FOR MORE INFORMATION CONTACT

Melvin J. Baker, Chairman – 970.563.2320

Summer Begay, Communication Specialist– 970.563.2313

FOR IMMEDIATE RELEASE: June 7, 2024

Southern Ute Indian Tribe Celebrates Bill Protecting Self-Determination

Southern Ute Indian Reservation – A major victory for tribal sovereignty unfolded yesterday as Governor Jared Polis signed Senate Bill 24-193, the “Protect Tribal Lands from Unauthorized Annexation Bill,” into law on June 6, 2024. This legislation arose from the City of Durango’s attempt to annex land on the Southern Ute Indian Reservation. The bill received overwhelming bipartisan support, passing unanimously through both houses of the Colorado legislature. This strong backing underscores the widespread recognition of Tribal self-governance.

“This is a momentous day for Colorado,” shared Chairman Melvin J. Baker. “The Southern Ute Indian Tribe is incredibly grateful to the sponsors of this bill for their unwavering support. We thank Senator Jessie Danielson, Senator Cleave Simpson, Majority Leader Monica Duran, and Minority Leader Rose Pugliese. Their commitment echoes the deep respect Coloradans have for Tribal sovereignty and the sanctity of Reservation lands. Together, we are sending a clear message: collaboration thrives when we honor treaties and respect Tribal sovereignty.”

Vice Chairman Lorelei Cloud echoed these sentiments, “The Southern Ute Indian Tribe has a long history of championing initiatives that uplift and benefit our local community. This bill aligns perfectly with that commitment. By ensuring our right to self-determination and a voice in actions that impact our Reservation, we will continue serving our People and strengthening the communities that call our Reservation home.”

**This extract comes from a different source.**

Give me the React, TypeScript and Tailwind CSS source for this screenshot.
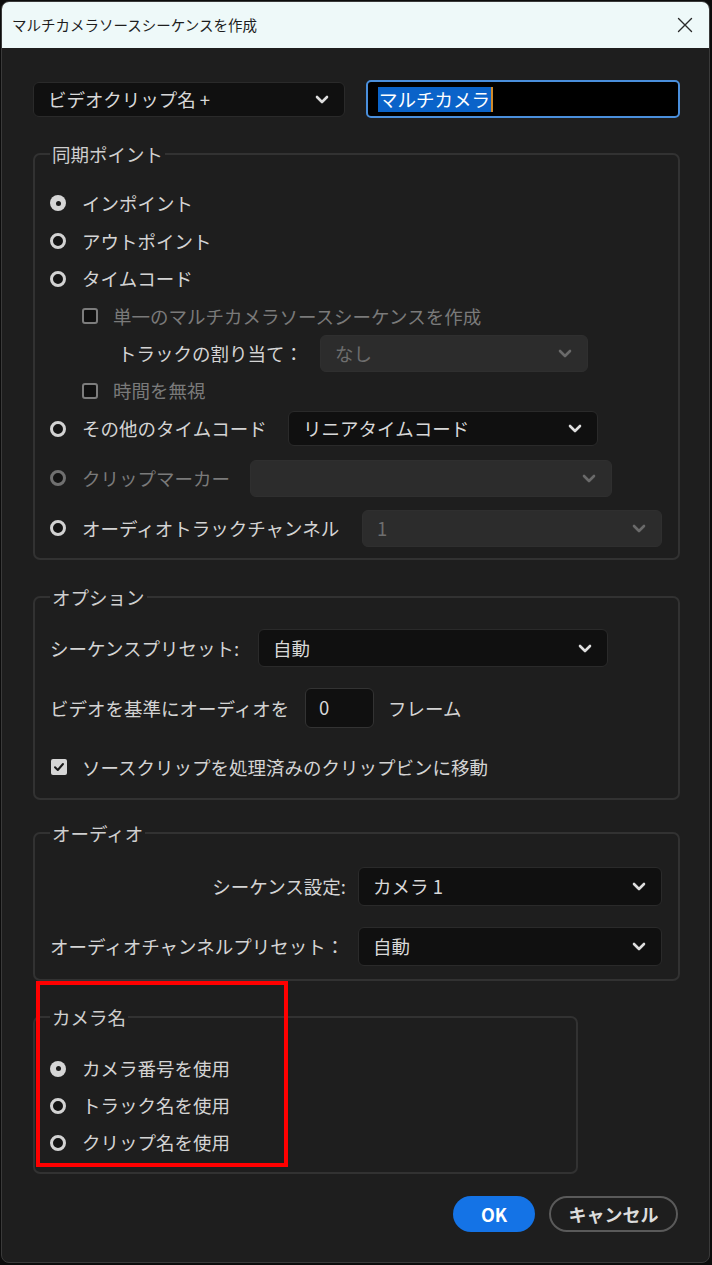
import type { ReactNode } from 'react';

const FONT = "font-['Noto_Sans_CJK_JP','Noto_Sans',sans-serif]";

function Chevron({ disabled = false }: { disabled?: boolean }) {
  return (
    <svg width="14" height="9" viewBox="0 0 14 9" className="shrink-0">
      <path
        d="M2 2 L7 7 L12 2"
        fill="none"
        stroke={disabled ? '#6a6a6a' : '#dedede'}
        strokeWidth="2.6"
        strokeLinecap="round"
        strokeLinejoin="round"
      />
    </svg>
  );
}

function Select({
  value,
  width,
  height = 'h-[36px]',
  disabled = false,
}: {
  value: string;
  width: string;
  height?: string;
  disabled?: boolean;
}) {
  return (
    <div
      className={`${width} ${height} flex items-center justify-between rounded-[6px] border pl-[14px] pr-[15px] ${
        disabled ? 'bg-[#2c2c2c] border-[#2f2f2f] text-[#6e6e6e]' : 'bg-[#101010] border-[#2a2a2a] text-[#d8d8d8]'
      }`}
    >
      <span className="text-[18.5px] leading-none whitespace-pre">{value}</span>
      <Chevron disabled={disabled} />
    </div>
  );
}

function Radio({ checked = false, disabled = false }: { checked?: boolean; disabled?: boolean }) {
  if (checked) {
    return (
      <span className="w-[16px] h-[16px] rounded-full bg-[#d6d6d6] flex items-center justify-center shrink-0">
        <span className="w-[5px] h-[5px] rounded-full bg-[#1c1c1c]" />
      </span>
    );
  }
  return (
    <span
      className={`w-[16px] h-[16px] rounded-full border-[3px] bg-[#141414] shrink-0 ${
        disabled ? 'border-[#707070]' : 'border-[#d2d2d2]'
      }`}
    />
  );
}

function Checkbox({ checked = false }: { checked?: boolean }) {
  if (checked) {
    return (
      <span className="w-[16px] h-[16px] rounded-[2px] bg-[#d6d6d6] flex items-center justify-center shrink-0">
        <svg width="12" height="12" viewBox="0 0 12 12">
          <path d="M2 6.2 L4.8 9 L10 3" fill="none" stroke="#1a1a1a" strokeWidth="2" strokeLinecap="round" strokeLinejoin="round" />
        </svg>
      </span>
    );
  }
  return <span className="w-[16px] h-[16px] rounded-[3px] border-[2.5px] border-[#7c7c7c] bg-[#101010] shrink-0" />;
}

function Group({
  title,
  width,
  className = '',
  children,
}: {
  title: string;
  width: string;
  className?: string;
  children: ReactNode;
}) {
  return (
    <fieldset className={`${width} border-2 border-[#323232] rounded-[7px] ${className}`}>
      <legend className="px-[2px] text-[18.5px] leading-[24px] text-[#cfcfcf]">{title}</legend>
      {children}
    </fieldset>
  );
}

function RadioRow({
  label,
  checked,
  disabled,
  h = 'h-[37px]',
  children,
  labelWidth,
}: {
  label: string;
  checked?: boolean;
  disabled?: boolean;
  h?: string;
  children?: ReactNode;
  labelWidth?: string;
}) {
  return (
    <div className={`${h} flex items-center`}>
      <Radio checked={checked} disabled={disabled} />
      <span
        className={`ml-[16px] text-[18.5px] leading-none ${labelWidth ?? ''} ${
          disabled ? 'text-[#7a7a7a]' : 'text-[#d4d4d4]'
        }`}
      >
        {label}
      </span>
      {children}
    </div>
  );
}

export default function App() {
  return (
    <div className={`w-[712px] h-[1265px] bg-[#0c0c0c] pt-[1px] pl-[1px] ${FONT}`}>
      <div className="w-[709px] h-[1262px] rounded-[8px] border border-[#3a3a3a] bg-[#1e1e1e] overflow-hidden relative">
        {/* title bar */}
        <div className="h-[46px] bg-[#eef9f9] flex items-center justify-between pl-[10px] pr-[16px]">
          <span className="text-[14.5px] text-[#1e1e1e] leading-none">マルチカメラソースシーケンスを作成</span>
          <svg width="16" height="16" viewBox="0 0 16 16">
            <path d="M1.5 1.5 L14.5 14.5 M14.5 1.5 L1.5 14.5" stroke="#2a2a2a" strokeWidth="1.4" strokeLinecap="round" />
          </svg>
        </div>

        <div className="pl-[31px] flex flex-col">
          {/* top row */}
          <div className="mt-[32px] h-[38px] flex items-center">
            <Select value="ビデオクリップ名 +" width="w-[312px]" height="h-[35px]" />
            <div className="ml-[21px] w-[314px] h-[38px] rounded-[5px] border-2 border-[#4a8fdc] bg-black flex items-center pl-[10px]">
              <span className="bg-[#0a63c9] text-white text-[18.5px] leading-[25px] px-[1px]">マルチカメラ</span>
              <span className="w-[2px] h-[25px] bg-[#d08a2a]" />
            </div>
          </div>

          {/* 同期ポイント */}
          <Group title="同期ポイント" width="w-[647px]" className="mt-[24px] pl-[15px] pt-[18px] pb-[11px]">
            <RadioRow label="インポイント" checked h="h-[38px]" />
            <RadioRow label="アウトポイント" h="h-[38px]" />
            <RadioRow label="タイムコード" h="h-[37px]" />
            <div className="h-[38px] flex items-center pl-[32px]">
              <Checkbox />
              <span className="ml-[15px] text-[18.5px] leading-none text-[#7a7a7a]">単一のマルチカメラソースシーケンスを作成</span>
            </div>
            <div className="h-[37px] flex items-center pl-[68px]">
              <span className="w-[202px] text-[18.5px] leading-none text-[#d4d4d4]">トラックの割り当て：</span>
              <Select value="なし" width="w-[268px]" height="h-[37px]" disabled />
            </div>
            <div className="h-[37px] flex items-center pl-[32px]">
              <Checkbox />
              <span className="ml-[15px] text-[18.5px] leading-none text-[#7a7a7a]">時間を無視</span>
            </div>
            <RadioRow label="その他のタイムコード" h="h-[39px]" labelWidth="w-[206px]">
              <Select value="リニアタイムコード" width="w-[310px]" height="h-[35px]" />
            </RadioRow>
            <div className="mt-[11px]">
              <RadioRow label="クリップマーカー" disabled h="h-[38px]" labelWidth="w-[168px]">
                <Select value="" width="w-[362px]" height="h-[37px]" disabled />
              </RadioRow>
            </div>
            <div className="mt-[12px]">
              <RadioRow label="オーディオトラックチャンネル" h="h-[38px]" labelWidth="w-[280px]">
                <Select value="1" width="w-[300px]" height="h-[37px]" disabled />
              </RadioRow>
            </div>
          </Group>

          {/* オプション */}
          <Group title="オプション" width="w-[647px]" className="mt-[25px] pl-[15px] pt-[20px] pb-[12px]">
            <div className="h-[38px] flex items-center">
              <span className="w-[208px] text-[18.5px] leading-none text-[#d4d4d4]">シーケンスプリセット:</span>
              <Select value="自動" width="w-[350px]" height="h-[38px]" />
            </div>
            <div className="mt-[21px] h-[40px] flex items-center">
              <span className="w-[255px] text-[18.5px] leading-none text-[#d4d4d4]">ビデオを基準にオーディオを</span>
              <div className="w-[69px] h-[40px] rounded-[6px] border border-[#333] bg-[#101010] flex items-center pl-[13px] text-[18.5px] text-[#d8d8d8]">
                0
              </div>
              <span className="ml-[14px] text-[18.5px] leading-none text-[#d4d4d4]">フレーム</span>
            </div>
            <div className="mt-[20px] h-[38px] flex items-center pl-[1px]">
              <Checkbox checked />
              <span className="ml-[15px] text-[18.5px] leading-none text-[#d4d4d4]">ソースクリップを処理済みのクリップビンに移動</span>
            </div>
          </Group>

          {/* オーディオ */}
          <Group title="オーディオ" width="w-[647px]" className="mt-[21px] pl-[15px] pt-[22px] pb-[13px]">
            <div className="h-[39px] flex items-center">
              <span className="w-[296px] text-right text-[18.5px] leading-none text-[#d4d4d4]">シーケンス設定:</span>
              <span className="w-[12px]" />
              <Select value="カメラ 1" width="w-[304px]" height="h-[39px]" />
            </div>
            <div className="mt-[21px] h-[39px] flex items-center">
              <span className="w-[296px] text-[18.5px] leading-none text-[#d4d4d4] whitespace-nowrap">オーディオチャンネルプリセット：</span>
              <span className="w-[12px]" />
              <Select value="自動" width="w-[304px]" height="h-[39px]" />
            </div>
          </Group>

          {/* カメラ名 */}
          <Group title="カメラ名" width="w-[545px]" className="mt-[24px] pl-[15px] pt-[21px] pb-[11px]">
            <RadioRow label="カメラ番号を使用" checked />
            <RadioRow label="トラック名を使用" />
            <RadioRow label="クリップ名を使用" />
          </Group>

          {/* buttons */}
          <div className="mt-[22px] flex justify-end gap-[14px] pr-[31px]">
            <button className="w-[82px] h-[36px] rounded-full bg-[#1473e6] text-white font-bold text-[18px] leading-none">
              OK
            </button>
            <button className="w-[129px] h-[36px] rounded-full border-2 border-[#5a5a5a] text-[#dcdcdc] font-bold text-[18px] leading-none">
              キャンセル
            </button>
          </div>
        </div>

        {/* annotation */}
        <div className="absolute left-[34px] top-[979px] w-[252px] h-[186px] border-4 border-[#ff0000] pointer-events-none" />
      </div>
    </div>
  );
}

The bill itself simply necessitates the Tribe’s consent. It ensures that any future annexation efforts within the Reservation’s boundaries must involve the Tribe’s meaningful participation. This crucial step guarantees public safety, environmental responsibility, protection of cultural resources, and the establishment of necessary agreements. With this legislation in place, Colorado can proudly stand as a model for strong and respectful relationships with its Tribes.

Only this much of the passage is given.